>> start

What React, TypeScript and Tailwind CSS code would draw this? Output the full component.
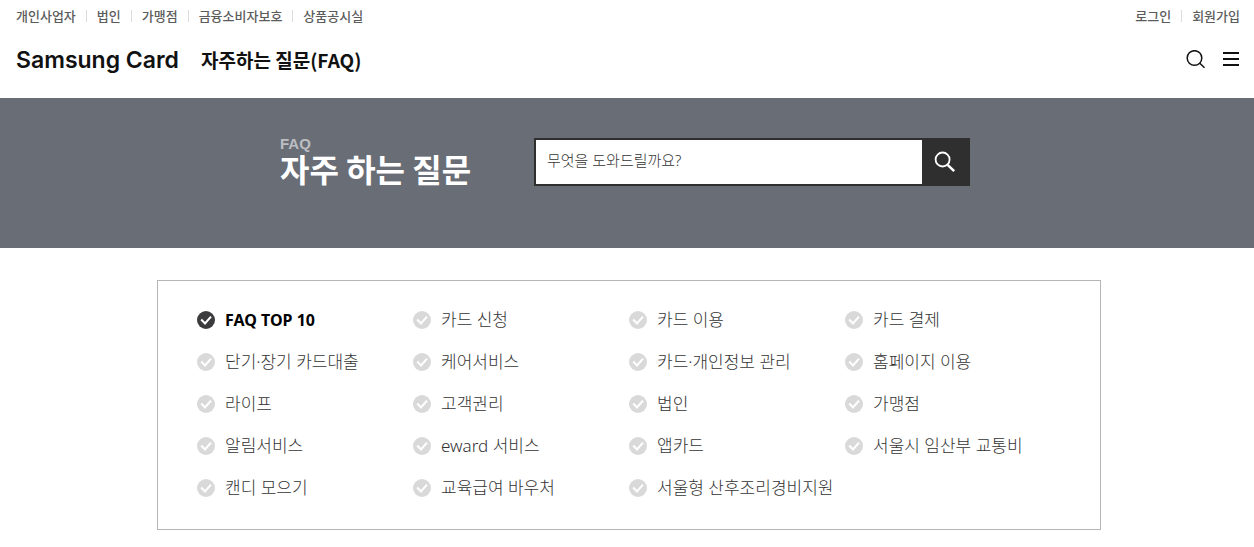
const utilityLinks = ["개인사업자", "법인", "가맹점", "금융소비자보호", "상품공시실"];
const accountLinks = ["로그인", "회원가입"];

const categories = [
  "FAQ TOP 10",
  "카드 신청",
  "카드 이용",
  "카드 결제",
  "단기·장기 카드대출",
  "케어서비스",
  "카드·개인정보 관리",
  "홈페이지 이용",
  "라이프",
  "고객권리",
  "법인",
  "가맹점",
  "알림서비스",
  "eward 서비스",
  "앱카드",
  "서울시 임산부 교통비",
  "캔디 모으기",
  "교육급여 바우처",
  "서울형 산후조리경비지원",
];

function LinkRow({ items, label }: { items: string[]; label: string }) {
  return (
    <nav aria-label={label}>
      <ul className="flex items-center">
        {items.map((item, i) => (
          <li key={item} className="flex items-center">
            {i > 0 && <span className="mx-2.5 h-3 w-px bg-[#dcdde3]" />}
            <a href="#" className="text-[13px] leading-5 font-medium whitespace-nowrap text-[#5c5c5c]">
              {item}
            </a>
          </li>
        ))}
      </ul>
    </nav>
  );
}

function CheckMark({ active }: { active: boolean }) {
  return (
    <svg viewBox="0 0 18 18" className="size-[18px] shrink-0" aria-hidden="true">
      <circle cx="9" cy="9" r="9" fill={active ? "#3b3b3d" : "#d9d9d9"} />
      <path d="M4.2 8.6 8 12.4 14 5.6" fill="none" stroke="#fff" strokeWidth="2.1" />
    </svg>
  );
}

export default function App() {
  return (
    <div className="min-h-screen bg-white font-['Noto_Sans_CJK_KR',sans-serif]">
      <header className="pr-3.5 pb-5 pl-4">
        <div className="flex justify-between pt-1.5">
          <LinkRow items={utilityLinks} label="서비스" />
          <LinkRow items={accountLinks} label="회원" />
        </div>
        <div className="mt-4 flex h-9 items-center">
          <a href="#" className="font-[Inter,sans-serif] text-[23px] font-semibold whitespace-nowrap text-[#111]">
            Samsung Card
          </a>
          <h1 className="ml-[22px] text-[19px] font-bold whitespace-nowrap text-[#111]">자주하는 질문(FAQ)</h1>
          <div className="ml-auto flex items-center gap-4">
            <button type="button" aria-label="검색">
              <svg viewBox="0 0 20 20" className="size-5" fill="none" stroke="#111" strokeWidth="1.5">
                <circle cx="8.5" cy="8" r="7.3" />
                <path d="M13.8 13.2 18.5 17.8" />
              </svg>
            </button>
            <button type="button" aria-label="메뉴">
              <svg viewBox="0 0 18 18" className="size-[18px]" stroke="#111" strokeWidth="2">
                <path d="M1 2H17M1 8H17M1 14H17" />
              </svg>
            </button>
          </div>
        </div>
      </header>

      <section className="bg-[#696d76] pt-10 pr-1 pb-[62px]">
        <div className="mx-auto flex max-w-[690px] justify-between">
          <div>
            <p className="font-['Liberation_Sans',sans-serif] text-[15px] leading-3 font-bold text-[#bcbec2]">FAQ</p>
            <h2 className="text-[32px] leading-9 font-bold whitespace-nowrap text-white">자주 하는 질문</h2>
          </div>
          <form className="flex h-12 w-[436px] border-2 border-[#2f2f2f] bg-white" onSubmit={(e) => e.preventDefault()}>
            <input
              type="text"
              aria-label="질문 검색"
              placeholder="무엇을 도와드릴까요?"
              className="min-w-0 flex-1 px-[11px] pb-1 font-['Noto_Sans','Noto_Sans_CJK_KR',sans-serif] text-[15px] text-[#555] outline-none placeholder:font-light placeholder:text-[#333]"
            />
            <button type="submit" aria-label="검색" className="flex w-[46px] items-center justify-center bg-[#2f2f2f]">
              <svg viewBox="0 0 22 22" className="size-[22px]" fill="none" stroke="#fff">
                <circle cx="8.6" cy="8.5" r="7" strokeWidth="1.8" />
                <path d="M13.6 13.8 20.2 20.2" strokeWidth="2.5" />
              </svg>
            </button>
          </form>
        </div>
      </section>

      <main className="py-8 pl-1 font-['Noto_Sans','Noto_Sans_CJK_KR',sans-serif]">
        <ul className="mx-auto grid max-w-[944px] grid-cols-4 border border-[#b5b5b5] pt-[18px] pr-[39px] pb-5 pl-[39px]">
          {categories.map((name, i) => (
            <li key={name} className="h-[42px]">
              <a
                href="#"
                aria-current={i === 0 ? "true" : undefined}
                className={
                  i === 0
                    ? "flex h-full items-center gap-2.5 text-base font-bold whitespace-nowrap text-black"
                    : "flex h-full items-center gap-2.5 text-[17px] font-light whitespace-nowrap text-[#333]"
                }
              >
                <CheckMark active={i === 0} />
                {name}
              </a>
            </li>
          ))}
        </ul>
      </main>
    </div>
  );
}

>> end

◆ GOAL
Set the data above down again exactly as given, with no pictures.

◆ COMPLETE RESPONSE
What React, TypeScript and Tailwind CSS code would draw this? Output the full component.
const utilityLinks = ["개인사업자", "법인", "가맹점", "금융소비자보호", "상품공시실"];
const accountLinks = ["로그인", "회원가입"];

const categories = [
  "FAQ TOP 10",
  "카드 신청",
  "카드 이용",
  "카드 결제",
  "단기·장기 카드대출",
  "케어서비스",
  "카드·개인정보 관리",
  "홈페이지 이용",
  "라이프",
  "고객권리",
  "법인",
  "가맹점",
  "알림서비스",
  "eward 서비스",
  "앱카드",
  "서울시 임산부 교통비",
  "캔디 모으기",
  "교육급여 바우처",
  "서울형 산후조리경비지원",
];

function LinkRow({ items, label }: { items: string[]; label: string }) {
  return (
    <nav aria-label={label}>
      <ul className="flex items-center">
        {items.map((item, i) => (
          <li key={item} className="flex items-center">
            {i > 0 && <span className="mx-2.5 h-3 w-px bg-[#dcdde3]" />}
            <a href="#" className="text-[13px] leading-5 font-medium whitespace-nowrap text-[#5c5c5c]">
              {item}
            </a>
          </li>
        ))}
      </ul>
    </nav>
  );
}

function CheckMark({ active }: { active: boolean }) {
  return (
    <svg viewBox="0 0 18 18" className="size-[18px] shrink-0" aria-hidden="true">
      <circle cx="9" cy="9" r="9" fill={active ? "#3b3b3d" : "#d9d9d9"} />
      <path d="M4.2 8.6 8 12.4 14 5.6" fill="none" stroke="#fff" strokeWidth="2.1" />
    </svg>
  );
}

export default function App() {
  return (
    <div className="min-h-screen bg-white font-['Noto_Sans_CJK_KR',sans-serif]">
      <header className="pr-3.5 pb-5 pl-4">
        <div className="flex justify-between pt-1.5">
          <LinkRow items={utilityLinks} label="서비스" />
          <LinkRow items={accountLinks} label="회원" />
        </div>
        <div className="mt-4 flex h-9 items-center">
          <a href="#" className="font-[Inter,sans-serif] text-[23px] font-semibold whitespace-nowrap text-[#111]">
            Samsung Card
          </a>
          <h1 className="ml-[22px] text-[19px] font-bold whitespace-nowrap text-[#111]">자주하는 질문(FAQ)</h1>
          <div className="ml-auto flex items-center gap-4">
            <button type="button" aria-label="검색">
              <svg viewBox="0 0 20 20" className="size-5" fill="none" stroke="#111" strokeWidth="1.5">
                <circle cx="8.5" cy="8" r="7.3" />
                <path d="M13.8 13.2 18.5 17.8" />
              </svg>
            </button>
            <button type="button" aria-label="메뉴">
              <svg viewBox="0 0 18 18" className="size-[18px]" stroke="#111" strokeWidth="2">
                <path d="M1 2H17M1 8H17M1 14H17" />
              </svg>
            </button>
          </div>
        </div>
      </header>

      <section className="bg-[#696d76] pt-10 pr-1 pb-[62px]">
        <div className="mx-auto flex max-w-[690px] justify-between">
          <div>
            <p className="font-['Liberation_Sans',sans-serif] text-[15px] leading-3 font-bold text-[#bcbec2]">FAQ</p>
            <h2 className="text-[32px] leading-9 font-bold whitespace-nowrap text-white">자주 하는 질문</h2>
          </div>
          <form className="flex h-12 w-[436px] border-2 border-[#2f2f2f] bg-white" onSubmit={(e) => e.preventDefault()}>
            <input
              type="text"
              aria-label="질문 검색"
              placeholder="무엇을 도와드릴까요?"
              className="min-w-0 flex-1 px-[11px] pb-1 font-['Noto_Sans','Noto_Sans_CJK_KR',sans-serif] text-[15px] text-[#555] outline-none placeholder:font-light placeholder:text-[#333]"
            />
            <button type="submit" aria-label="검색" className="flex w-[46px] items-center justify-center bg-[#2f2f2f]">
              <svg viewBox="0 0 22 22" className="size-[22px]" fill="none" stroke="#fff">
                <circle cx="8.6" cy="8.5" r="7" strokeWidth="1.8" />
                <path d="M13.6 13.8 20.2 20.2" strokeWidth="2.5" />
              </svg>
            </button>
          </form>
        </div>
      </section>

      <main className="py-8 pl-1 font-['Noto_Sans','Noto_Sans_CJK_KR',sans-serif]">
        <ul className="mx-auto grid max-w-[944px] grid-cols-4 border border-[#b5b5b5] pt-[18px] pr-[39px] pb-5 pl-[39px]">
          {categories.map((name, i) => (
            <li key={name} className="h-[42px]">
              <a
                href="#"
                aria-current={i === 0 ? "true" : undefined}
                className={
                  i === 0
                    ? "flex h-full items-center gap-2.5 text-base font-bold whitespace-nowrap text-black"
                    : "flex h-full items-center gap-2.5 text-[17px] font-light whitespace-nowrap text-[#333]"
                }
              >
                <CheckMark active={i === 0} />
                {name}
              </a>
            </li>
          ))}
        </ul>
      </main>
    </div>
  );
}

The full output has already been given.